– Ну чего там? – Следом сунулся лейтенант. Зотов посторонился и шагнул обратно на солнце, спасаясь от морозной дрожи, пробежавшей вдоль позвоночника.
Карпин заглянул в палатку и сразу отошел, зрачки неимоверно расширились.
«Такого ты еще не видел», – с непривычным злорадством подумал Зотов.
– Сучары, – глухо обронил лейтенант.
Зотов присел и зачерпнул горсть темных пузатых гильз, смешанных с листвой и хвоей.
– От «шмайссера», девять на девятнадцать парабеллум, – кивнул Карпин. Зотов краем глаза отметил, как лейтенант добела сжал кулаки. Смотри, лейтенант, смотри.
– Боеприпасы не экономили, мрази, – подтвердил Зотов. Медсанбат не успел эвакуироваться, а может, и не пытался. Раненых слишком много, транспорта нет, и врачи решили остаться, уповая на милость победителей и законы войны. Зотов указал в сторону просеки: – Немцы вышли с дороги и открыли огонь. Никто не ушел.

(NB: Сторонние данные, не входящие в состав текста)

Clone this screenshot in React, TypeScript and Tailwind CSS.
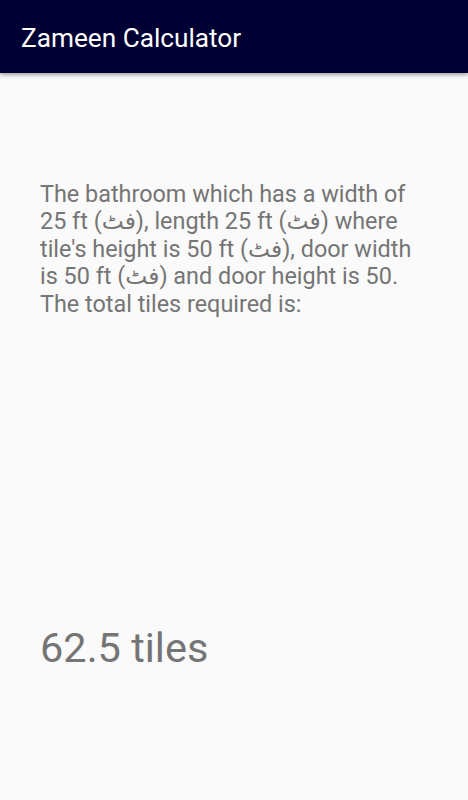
export default function App() {
  return (
    <div className="min-h-[800px] w-full bg-[#fafafa] font-['Roboto','DejaVu_Sans',sans-serif]">
      <header className="flex h-[73px] items-center bg-[#000033] px-[21px] pt-[4px] shadow-[0_2px_4px_rgba(0,0,0,0.35)]">
        <h1 className="text-[26.2px] leading-none text-white">Zameen Calculator</h1>
      </header>
      <main className="flex flex-col px-[40px]">
        <p className="mt-[108px] text-[23.4px] leading-[27.4px] text-[#757575]">
          The bathroom which has a width of 25 ft (فٹ), length 25 ft (فٹ) where tile's height is 50 ft (فٹ), door width is 50 ft (فٹ) and door height is 50. The total tiles required is:
        </p>
        <p className="mt-[307px] text-[41.5px] leading-[46px] text-[#757575]">62.5 tiles</p>
      </main>
    </div>
  );
}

В ушах, словно наяву, слышались автоматные очереди, крики умирающих, истошный визг лошадей. Немцы с арийской методичностью избавлялись от ненужной обузы.

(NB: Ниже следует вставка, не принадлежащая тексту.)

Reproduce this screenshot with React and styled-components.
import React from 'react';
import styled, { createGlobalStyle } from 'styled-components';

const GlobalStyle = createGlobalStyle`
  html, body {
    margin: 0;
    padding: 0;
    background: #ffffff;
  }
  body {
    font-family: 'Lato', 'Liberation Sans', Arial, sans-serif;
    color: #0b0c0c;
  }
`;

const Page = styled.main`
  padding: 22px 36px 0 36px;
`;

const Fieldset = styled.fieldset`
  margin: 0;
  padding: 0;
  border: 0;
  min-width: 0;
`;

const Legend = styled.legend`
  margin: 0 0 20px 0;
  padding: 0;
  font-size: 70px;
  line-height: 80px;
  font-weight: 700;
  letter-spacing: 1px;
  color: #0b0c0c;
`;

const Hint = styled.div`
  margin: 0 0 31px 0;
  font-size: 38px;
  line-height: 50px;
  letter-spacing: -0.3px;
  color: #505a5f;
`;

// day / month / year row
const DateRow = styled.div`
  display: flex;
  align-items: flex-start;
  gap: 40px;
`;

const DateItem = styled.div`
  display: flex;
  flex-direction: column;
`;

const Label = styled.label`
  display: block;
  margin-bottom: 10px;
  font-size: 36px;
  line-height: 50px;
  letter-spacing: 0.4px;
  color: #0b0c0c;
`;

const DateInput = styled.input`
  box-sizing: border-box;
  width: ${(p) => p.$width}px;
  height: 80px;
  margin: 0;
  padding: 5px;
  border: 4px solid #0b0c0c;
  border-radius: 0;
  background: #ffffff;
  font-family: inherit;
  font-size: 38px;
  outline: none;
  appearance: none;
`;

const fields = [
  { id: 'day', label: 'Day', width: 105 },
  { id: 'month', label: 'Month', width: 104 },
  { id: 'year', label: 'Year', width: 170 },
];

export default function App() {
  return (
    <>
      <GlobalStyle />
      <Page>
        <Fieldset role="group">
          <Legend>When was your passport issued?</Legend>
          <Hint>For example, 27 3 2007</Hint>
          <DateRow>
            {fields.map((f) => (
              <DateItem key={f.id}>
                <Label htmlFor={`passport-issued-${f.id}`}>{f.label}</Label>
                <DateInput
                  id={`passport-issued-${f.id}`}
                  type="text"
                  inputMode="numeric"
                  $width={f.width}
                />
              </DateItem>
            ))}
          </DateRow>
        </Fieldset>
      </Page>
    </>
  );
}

– Похоронить бы ребят. И девчат. – Егорыч стащил с головы пилотку и принялся нервно мять в больших натруженных ладонях. – Плохо им так.

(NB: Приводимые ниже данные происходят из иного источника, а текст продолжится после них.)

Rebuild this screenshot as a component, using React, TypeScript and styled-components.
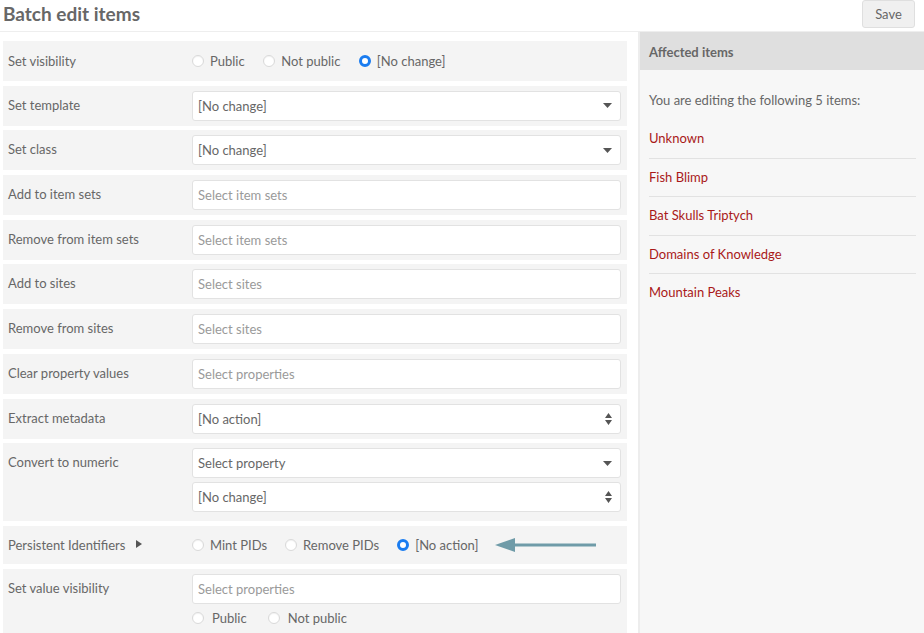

– Нет времени, Егорыч, – откликнулся Карпин.
– Знаю. Баб-то за что? Мрази. – Старшина вздохнул и зашагал через поляну.
Зотов видел, как он шепотом разговаривал с мертвецами и закрывал лица кусками гнилого брезента.
– Тов… товарищ лейтенант! – осипшим голосом позвал Волжин. – Идите сюда, тут такое… такое!
Первым Зотов увидел блюющего в кустах радиста. Толком не завтракали, поэтому Капустин в жутких конвульсиях давил из себя желтую вонючую слизь и исступленно мотал головой. Сашка Волжин, бледный как полотно, окаменел на краю небольшого овражка.
Это был и не овражек вовсе, промоина метра полтора глубиной, с пологими песчаными склонами, заросшими прошлогодней травой. На дне груда тел в обрывках солдатской формы. Зотов вдохнул, как перед нырком в глубину, и спрыгнул. Под ногой поехал песок, с сонным жужжанием поднялась туча зеленых откормившихся мух. Трупов было больше десятка, все полураздеты и перемотаны слоями бинтов. Картинка из ночного кошмара. Немцы притащили тяжелораненых и сбросили живой шевелящейся кучей. Зотов поморщился при виде расплющенных прикладами голов и вспоротых животов. Добивали штыками, ногами, палками, камнями, просто глумились. В глаза забиты винтовочные гильзы, на лицах и спинах ножами вырезаны звезды, которые не успело скрыть разложение. Как может человек дойти до такого? Как он спит после того, как упивался кровью и страхом, как смотрит в глаза своим детям? О чем думает, вспоминая убитых? Как этими руками прикасается к матери или жене? Безумие.